Germaine* était à bord d’une embarcation en détresse interceptée par les garde-côtes le 20 janvier, alors que l’Ocean Viking était au large des côtes libyennes. Enceinte de presque deux mois, elle a perdu son bébé durant la traversée, après avoir été violentée par les passeurs sur le rivage.
L’Ocean Viking s’apprêtait à leur porter secours lorsque les équipes de SOS Méditerranée ont appris qu’ils avaient été interceptés par les garde-côtes libyens, mercredi 20 janvier. Une cinquantaine de migrants, repérés par les avions de reconnaissance de l’association Pilotes volontaires et de l’ONG Sea-Watch dans la matinée, ont été renvoyés à Tripoli, en Libye, et placés en détention.
« J’étais à bord de cette embarcation », confie Germaine*, assise aux côtés de Stéphane, son fiancé, dans l’un des conteneurs aménagés en abri pour les migrants secourus en mer, à bord de l’Ocean Viking. Une profonde tristesse se dégage de cette Camerounaise âgée de 25 ans, qui préfère se couvrir la tête d’une fine couverture pour rester à l’abri des regards.
« J’ai quitté mon pays sans le dire à mon fiancé. Il était parti un an plus tôt, car il était en danger au Cameroun », raconte-t-elle d’une voix usée. Germaine ne le prévient que trois semaines plus tard, lorsqu’elle rejoint le Nigeria et trouve un groupe de Camerounais pour faire la suite du trajet ensemble. « Nous étions une soixantaine. Nous sommes passés par le Niger et l’Algérie, le tout en l’espace de quatre mois. (...)
À son arrivée en Libye en décembre 2020, où Stéphane l’attend, elle et plusieurs autres membres du groupe sont « kidnappés » par un homme qui les piège en se faisant passer pour un passeur. Le groupe est enfermé dans un sous-sol, à Zaouïa, à environ 50 kilomètres à l’ouest de Tripoli, sans qu’elle puisse prévenir son compagnon.

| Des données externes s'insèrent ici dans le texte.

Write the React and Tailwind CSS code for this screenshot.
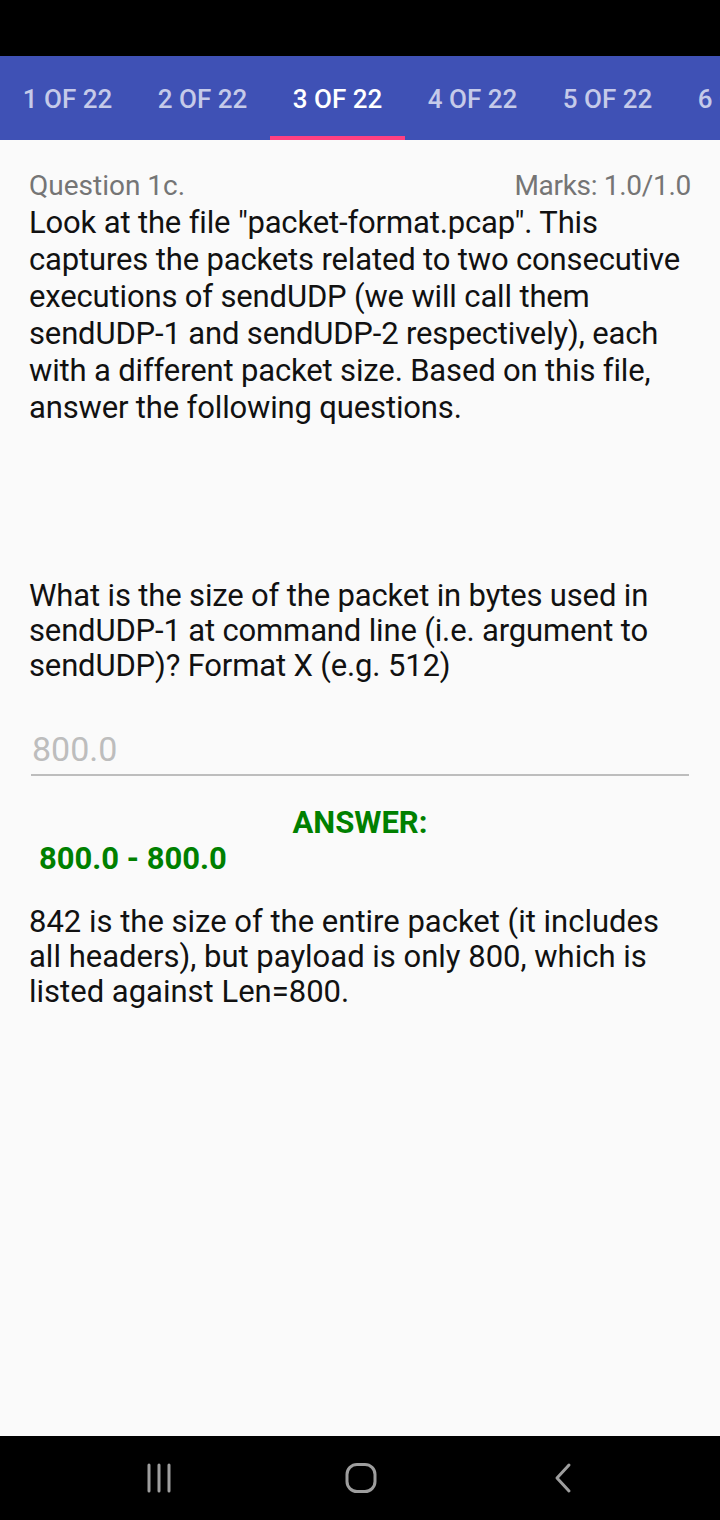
export default function App() {
  const tabs = ["1 OF 22", "2 OF 22", "3 OF 22", "4 OF 22", "5 OF 22", "6 OF 22"];
  return (
    <div className="w-[720px] h-[1520px] flex flex-col bg-[#fafafa] overflow-hidden" style={{ fontFamily: "Roboto, 'Noto Sans', sans-serif" }}>
      <div className="h-[56px] bg-black shrink-0" />
      <div className="h-[84px] bg-[#3f51b5] flex shrink-0 overflow-hidden">
        {tabs.map((t, i) => (
          <div key={t} className="relative w-[135px] shrink-0 flex items-center justify-center pt-[2px]">
            <span className={"text-[26px] font-medium whitespace-nowrap " + (i === 2 ? "text-white" : "text-[#c5cae9]")}>{t}</span>
            {i === 2 && <div className="absolute left-0 right-0 bottom-0 h-[4px] bg-[#ff4081]" />}
          </div>
        ))}
      </div>
      <div className="flex-1 flex flex-col pl-[29px] pr-[29px] pt-[29px]">
        <div className="flex justify-between items-baseline text-[28px] text-[#757575] leading-[34px]">
          <span>Question 1c.</span>
          <span className="tracking-[-0.3px]">Marks: 1.0/1.0</span>
        </div>
        <p className="text-[31px] leading-[37px] text-[#111] mt-[1px] tracking-[-0.15px]">
          Look at the file "packet-format.pcap". This captures the packets related to two consecutive executions of sendUDP (we will call them sendUDP-1 and sendUDP-2 respectively), each with a different packet size. Based on this file, answer the following questions.
        </p>
        <p className="text-[31px] leading-[35px] text-[#111] mt-[152px] tracking-[-0.15px]">
          What is the size of the packet in bytes used in sendUDP-1 at command line (i.e. argument to sendUDP)? Format X (e.g. 512)
        </p>
        <div className="ml-[2px] mr-[2px] mt-[46px] border-b-[2px] border-[#bdbdbd] pb-[5px]">
          <span className="block text-[34px] leading-[40px] text-[#bdbdbd] pl-[1px]">800.0</span>
        </div>
        <div className="text-center text-[31px] font-bold text-[#008000] mt-[29px] leading-[36px]">ANSWER:</div>
        <div className="text-[31px] font-bold text-[#008000] ml-[10px] leading-[36px]">800.0 - 800.0</div>
        <p className="text-[31px] leading-[35px] text-[#111] mt-[27px]">
          842 is the size of the entire packet (it includes all headers), but payload is only 800, which is listed against Len=800.
        </p>
      </div>
      <div className="h-[84px] bg-black shrink-0 flex items-center pl-[145px]">
        <svg width="32" height="32" viewBox="0 0 32 32">
          <g stroke="#9e9e9e" strokeWidth="3" strokeLinecap="round">
            <line x1="4" y1="3" x2="4" y2="29" />
            <line x1="14" y1="3" x2="14" y2="29" />
            <line x1="24" y1="3" x2="24" y2="29" />
          </g>
        </svg>
        <svg width="32" height="32" viewBox="0 0 32 32" className="ml-[168px]">
          <rect x="2" y="2.5" width="28" height="27" rx="10" fill="none" stroke="#9e9e9e" strokeWidth="3" />
        </svg>
        <svg width="24" height="32" viewBox="0 0 24 32" className="ml-[174px]">
          <polyline points="18,3 6,16 18,29" fill="none" stroke="#9e9e9e" strokeWidth="3" strokeLinecap="round" strokeLinejoin="round" />
        </svg>
      </div>
    </div>
  );
}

« Le peu qu’on nous apportait comme nourriture était immangeable. On ne pouvait pas parler, on n’avait aucun droit. On subissait la torture », témoigne-t-elle, évoquant des violences physiques sur les enfants et des violences sexuelles sur les femmes (...)

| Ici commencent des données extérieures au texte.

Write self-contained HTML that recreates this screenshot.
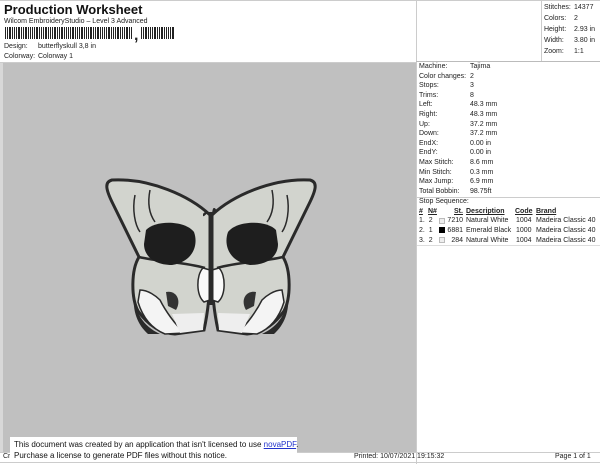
<!DOCTYPE html>
<html><head><meta charset="utf-8"><style>
*{margin:0;padding:0;box-sizing:border-box}
body{width:600px;height:464px;background:#fff;position:relative;overflow:hidden;font-family:"Liberation Sans",sans-serif;color:#222}
.a{position:absolute;white-space:nowrap}
.s{font-size:7px;line-height:9.6px}
.gray{position:absolute;left:3px;top:63px;width:413px;height:390px;background:#c0c0c0}
u{text-decoration:underline}
</style></head><body>
<div style="position:absolute;left:0;top:0;width:600px;height:1px;background:#ccc"></div>
<div class="a" style="left:4px;top:2px;font-size:13px;font-weight:bold;color:#111">Production Worksheet</div>
<div class="a s" style="left:4px;top:17px">Wilcom EmbroideryStudio – Level 3 Advanced</div>
<svg class="a" style="left:0;top:26px" width="180" height="18">
<g fill="#222" id="bc"></g>
<text x="134" y="14" font-size="16" font-weight="bold" fill="#222" font-family="Liberation Sans">,</text>
</svg>
<div class="a s" style="left:4px;top:42px">Design:</div><div class="a s" style="left:38px;top:42px">butterflyskull 3,8 in</div>
<div class="a s" style="left:4px;top:52px">Colorway:</div><div class="a s" style="left:38px;top:52px">Colorway 1</div>
<div style="position:absolute;left:0;top:62px;width:417px;height:1px;background:#ccc"></div>
<div class="gray"></div>
<div style="position:absolute;left:0;top:63px;width:3px;height:390px;background:#d8d8d8"></div>
<div style="position:absolute;left:416px;top:0;width:1px;height:464px;background:#ccc"></div>
<div style="position:absolute;left:541px;top:0;width:1px;height:62px;background:#ccc"></div>
<div style="position:absolute;left:416px;top:61px;width:184px;height:1px;background:#bbb"></div>
<div class="a s" style="left:544px;top:2px;line-height:11px">Stitches:<br>Colors:<br>Height:<br>Width:<br>Zoom:</div>
<div class="a s" style="left:574px;top:2px;line-height:11px">14377<br>2<br>2.93 in<br>3.80 in<br>1:1</div>
<div class="a s" style="left:419px;top:62px;line-height:9.6px">Machine:<br>Color changes:<br>Stops:<br>Trims:<br>Left:<br>Right:<br>Up:<br>Down:<br>EndX:<br>EndY:<br>Max Stitch:<br>Min Stitch:<br>Max Jump:<br>Total Bobbin:</div>
<div class="a s" style="left:470px;top:62px;line-height:9.6px">Tajima<br>2<br>3<br>8<br>48.3 mm<br>48.3 mm<br>37.2 mm<br>37.2 mm<br>0.00 in<br>0.00 in<br>8.6 mm<br>0.3 mm<br>6.9 mm<br>98.75ft</div>
<div style="position:absolute;left:417px;top:197px;width:183px;height:1px;background:#ccc"></div>
<div class="a s" style="left:419px;top:197px">Stop Sequence:</div>
<div class="a s" style="left:419px;top:207px;font-weight:bold"><u>#</u></div>
<div class="a s" style="left:428px;top:207px;font-weight:bold"><u>N#</u></div>
<div class="a s" style="left:454px;top:207px;font-weight:bold"><u>St.</u></div>
<div class="a s" style="left:466px;top:207px;font-weight:bold"><u>Description</u></div>
<div class="a s" style="left:515px;top:207px;font-weight:bold"><u>Code</u></div>
<div class="a s" style="left:536px;top:207px;font-weight:bold"><u>Brand</u></div>
<div class="a s" style="left:419px;top:216px;line-height:9.8px">1.&nbsp;&nbsp;2<br>2.&nbsp;&nbsp;1<br>3.&nbsp;&nbsp;2</div>
<div style="position:absolute;left:439px;top:218px;width:6px;height:6px;border:1px solid #bbb;background:#eee"></div>
<div style="position:absolute;left:439px;top:227px;width:6px;height:6px;background:#000"></div>
<div class="a" style="left:439px;top:237px;width:6px;height:6px;border:1px solid #bbb;background:#eee"></div>
<div class="a s" style="left:446px;top:216px;line-height:9.8px;text-align:right;width:17px">7210<br>6881<br>284</div>
<div class="a s" style="left:466px;top:216px;line-height:9.8px">Natural White<br>Emerald Black<br>Natural White</div>
<div class="a s" style="left:516px;top:216px;line-height:9.8px">1004<br>1000<br>1004</div>
<div class="a s" style="left:536px;top:216px;line-height:9.8px">Madeira Classic 40<br>Madeira Classic 40<br>Madeira Classic 40</div>
<div style="position:absolute;left:417px;top:245px;width:183px;height:1px;background:#ddd"></div>
<div style="position:absolute;left:0;top:452px;width:600px;height:1px;background:#ccc"></div>
<div style="position:absolute;left:0;top:462px;width:600px;height:1px;background:#ccc"></div>
<div class="a s" style="left:3px;top:452px">Cr</div>
<div class="a s" style="left:354px;top:452px">Printed: 10/07/2021 19:15:32</div>
<div class="a s" style="left:555px;top:452px">Page 1 of 1</div>
<div style="position:absolute;left:10px;top:437px;width:287px;height:25px;background:#fff"></div>
<div class="a" style="left:14px;top:439px;font-size:8px;line-height:11px;color:#111">This document was created by an application that isn't licensed to use <span style="color:#2233cc;text-decoration:underline">novaPDF</span>.<br>Purchase a license to generate PDF files without this notice.</div>
<svg class="a" style="left:0;top:0" width="420" height="464">
<defs>
<g id="w">
<path d="M210,215 C190,196 150,178 112,180 C104,182 106,190 113,204 L139,257 C131,270 131,298 138,311 C148,325 160,333 175,334 L204,330 C208,312 210,292 210,270 Z" fill="#d2d4ce" stroke="#2a2a2a" stroke-width="3"/>
<path d="M139,257 C160,262 185,262 205,268" fill="none" stroke="#2a2a2a" stroke-width="2.5"/>
<path d="M146,230 C155,220 185,220 194,232 C199,246 192,262 172,265 C154,265 144,256 144,244 Z" fill="#1e1e1e"/>
<path d="M140,290 C148,290 156,296 160,300 C165,310 175,325 185,333 L165,334 C150,328 142,315 138,302 Z" fill="#f4f4f4" stroke="#2a2a2a" stroke-width="1.5"/>
<path d="M134,292 C134,312 143,326 160,334 L148,334 C138,325 132,312 134,292 Z" fill="#2a2a2a"/>
<path d="M166,292 C176,290 182,300 176,310 L168,306 Z" fill="#333"/>
<path d="M172,314 L204,313 L203,330 L180,333 Z" fill="#eee"/>
<path d="M135,195 C132,210 135,225 140,232 M150,190 C147,205 150,215 155,222" fill="none" stroke="#2a2a2a" stroke-width="1.5"/>
</g>
</defs>
<use href="#w"/>
<use href="#w" transform="translate(422,0) scale(-1,1)"/>
<path d="M203,268 C196,275 196,295 204,302 L210,300 L210,270 Z M219,268 C226,275 226,295 218,302 L212,300 L212,270 Z" fill="#fafafa" stroke="#2a2a2a" stroke-width="1.5"/>
<path d="M211,212 L211,305" stroke="#2a2a2a" stroke-width="5"/>
<path d="M209,214 C206,210 205,215 203,215 M213,214 C215,206 213,210 217,212" fill="none" stroke="#2a2a2a" stroke-width="2.5"/>
</svg>
<script>
var g=document.getElementById('bc'),p=[1,1,2,1,1,1,2,1,1,2,1,1,1,1,2,1];
function run(x0,x1){var x=x0,i=0;while(x<x1){var w=p[i%p.length];var r=document.createElementNS('http://www.w3.org/2000/svg','rect');r.setAttribute('x',x);r.setAttribute('y',1);r.setAttribute('width',w);r.setAttribute('height',12);g.appendChild(r);x+=w+1;i++;}}
run(5,133);run(141,175);
</script>
</body></html>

Après deux semaines de détention, certains des hommes qui l’entourent parviennent à casser la porte pour s’enfuir. Les plus abîmés par la torture n’ont pas la force de s’échapper. (...)
« J’expliquais aux garde-côtes que j’étais enceinte, mais ils disaient que je mentais »
Sur le rivage, des hommes armés les frappent et leur jettent des pierres. La jeune femme reçoit plusieurs coups de fouet dans le bassin et le ventre sans avoir le temps de hurler qu’elle est enceinte. (...)
Dans la nuit, l’embarcation qui la transporte manque de faire naufrage au niveau de l’une des plateformes de pétrole libyennes, seul point de lumière et de repère au large des côtes. Germaine perd beaucoup de sang. Elle sait qu’elle est en train de perdre son bébé. Aux alentours de 8 heures ce mercredi-là, l’Ocean Viking est alerté par l’Alarm Phone, une plateforme recevant les signalements de migrants en détresse en mer.
Le navire humanitaire se dirige vers le canot pneumatique lorsqu’il apprend, par le biais de Pilotes volontaires et de l’ONG Sea-Watch dont les avions de reconnaissance survolaient la zone, que les migrants ont été interceptés par les garde-côtes libyens. « Tout est allé très vite, raconte Germaine. Je leur expliquais que j’étais enceinte et qu’il y avait un problème, mais ils disaient que je mentais et que j’avais simplement mes règles. » Son récit est ponctué de silences, que son fiancé comble parfois pour la soulager. (...)
« À l’hôpital, ils m’ont laissée baigner dans mon sang de 11 heures à 19 heures sans s’occuper de moi », souffle la jeune femme, qui parvient à alerter son fiancé de sa situation dans la soirée. Celui-ci envoie quelqu’un les récupérer en voiture le lendemain à l’aube.
Ils retentent tous les trois la traversée, sans avoir à payer une nouvelle fois, à bord de la même embarcation, jeudi 21 janvier au soir. Et sont secourus par l’Ocean Viking le lendemain matin. « Ici, l’équipe médicale m’a prise en charge, m’a fait une échographie et m’a donné des médicaments. Ça fait du bien », dit-elle dans un premier sourire timide. (...)
Peu importe le pays qui les accueillera, Germaine et Stéphane aspirent à pouvoir démarrer une nouvelle vie et trouver un emploi dans leur domaine. Elle est aide-soignante, lui informaticien. « On espère aussi que l’Ocean Viking pourra poursuivre ses sauvetages pour aider nos frères restés en Libye », conclut Stéphane.